The Datar experience went into a programmable computer called the FP-6000 which was launched in 1961 by Ferranti Packard – the original company merged in 1958 with Packard Electric.

The FP-6000 was one of the first to use an operating system and was ahead of IBM rivals in its ability to multi-task. Its chief architect was Longstaff. He ended his career as a comms guru with Motorola and died five years ago.

The FP-6000 ended up with ICL, after being bought by Britain’s International Computers and Tabulators, and the two UK firms sold 3000 of them worldwide as the 1900 series.

Cranston left Ferranti in 1956 to take what he describes as a “giant leap backwards”. He joined the Canadian arm of a US company making data loggers and alarm scanners for the Canadian power industry that used logic in the form of mechanical switch arrays.

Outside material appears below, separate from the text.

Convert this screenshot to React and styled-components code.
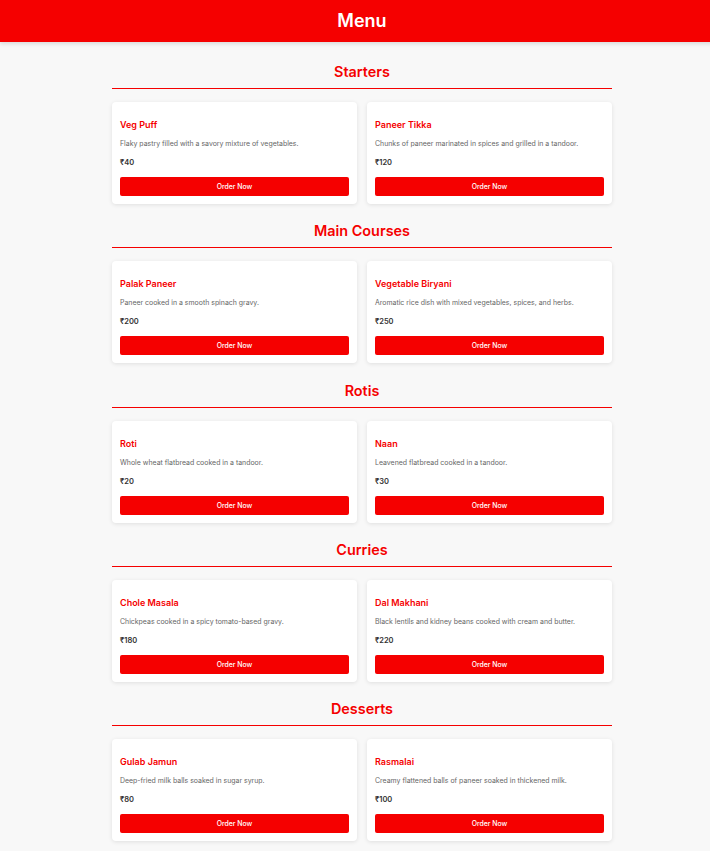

Electronic computers were considered too unreliable and too expensive for the task. Telephone relay logic filled the gap for another decade.

In fact, Intel’s seminal 4004 was designed originally for tasks like this.

Cranston left after 11 years and moved near to Inverness with his Scottish wife, setting up home in an old mill that he converted himself. He taught for several years in the local technical college, introducing students to the mysteries of the microprocessor.

Surprisingly, Cranston does not have a computer. “They are too fascinating,” he said. “I’d get so involved, I wouldn’t have time for anything else.”